According to the report, the overall value of all homes in the U.S. at the end of 2013 is expected to be approximately $25.7 trillion, which is up 7.9% from the end of 2012. Last year, cumulative home values rose 3.9% from 2011.
The gain in cumulative home values is the second annual gain in a row, after home values fell every year from 2007 through 2011, says Zillow. Between 2007 and 2011, the total value of the U.S. housing stock fell by $6.3 trillion. Over the past two years, U.S. homes have gained back $2.8 trillion, or about 44% of the total value lost during the recession, according to the data.

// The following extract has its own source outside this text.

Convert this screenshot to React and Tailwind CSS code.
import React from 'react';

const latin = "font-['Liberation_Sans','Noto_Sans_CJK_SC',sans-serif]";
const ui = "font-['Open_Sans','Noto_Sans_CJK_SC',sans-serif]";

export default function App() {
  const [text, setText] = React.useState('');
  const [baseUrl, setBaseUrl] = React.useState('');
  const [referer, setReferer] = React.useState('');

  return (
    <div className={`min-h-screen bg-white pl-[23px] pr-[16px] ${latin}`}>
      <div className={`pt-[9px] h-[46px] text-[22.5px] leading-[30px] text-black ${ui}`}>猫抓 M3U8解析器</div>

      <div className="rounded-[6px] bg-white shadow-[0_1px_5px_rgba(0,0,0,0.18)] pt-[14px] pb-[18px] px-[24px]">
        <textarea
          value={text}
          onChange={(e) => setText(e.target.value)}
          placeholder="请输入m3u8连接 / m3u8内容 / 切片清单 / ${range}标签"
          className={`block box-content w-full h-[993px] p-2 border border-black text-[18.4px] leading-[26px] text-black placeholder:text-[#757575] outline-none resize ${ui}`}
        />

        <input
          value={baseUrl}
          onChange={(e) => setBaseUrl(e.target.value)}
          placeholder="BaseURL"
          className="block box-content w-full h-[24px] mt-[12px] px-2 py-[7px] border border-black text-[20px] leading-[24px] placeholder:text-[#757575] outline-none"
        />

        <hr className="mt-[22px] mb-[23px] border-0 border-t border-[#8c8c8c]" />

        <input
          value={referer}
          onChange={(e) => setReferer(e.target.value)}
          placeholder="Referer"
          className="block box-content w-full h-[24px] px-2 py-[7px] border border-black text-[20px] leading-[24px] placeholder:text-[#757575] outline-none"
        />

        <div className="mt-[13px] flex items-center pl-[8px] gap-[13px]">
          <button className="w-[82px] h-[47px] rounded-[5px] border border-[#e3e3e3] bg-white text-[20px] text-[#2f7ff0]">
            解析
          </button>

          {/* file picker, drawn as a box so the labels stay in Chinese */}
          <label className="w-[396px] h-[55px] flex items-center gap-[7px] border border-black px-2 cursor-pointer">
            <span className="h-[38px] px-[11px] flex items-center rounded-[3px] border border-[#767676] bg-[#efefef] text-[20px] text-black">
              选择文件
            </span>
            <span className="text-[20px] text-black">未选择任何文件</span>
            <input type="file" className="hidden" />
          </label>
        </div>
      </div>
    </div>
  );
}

‘In 2013, the housing market continued to build on the positive momentum that began in 2012, after the housing market bottomed. Low mortgage rates and an improving economy helped bring buyers into the market, boosting demand and driving prices up,’ says Stan Humphries, chief economist for Zillow.
Almost 90% of the 485 total metro areas analyzed nationwide experienced home value gains in 2013, according to the report. Of the 30 largest metros, those with the largest gains in overall value as measured by total dollar volume include Los Angeles ($323.1 billion), San Francisco ($159.2 billion), New York ($123.1 billion), Miami ($83.3 billion) and San Diego ($71.5 billion).
‘We expect these gains to continue into next year, though at a slower pace," Humphries continues. The housing market is transitioning away from the robust bounce off the bottom we've been seeing, toward a more sustainable, healthier market. This will result in annual appreciation closer to historic norms of between three percent and five percent.’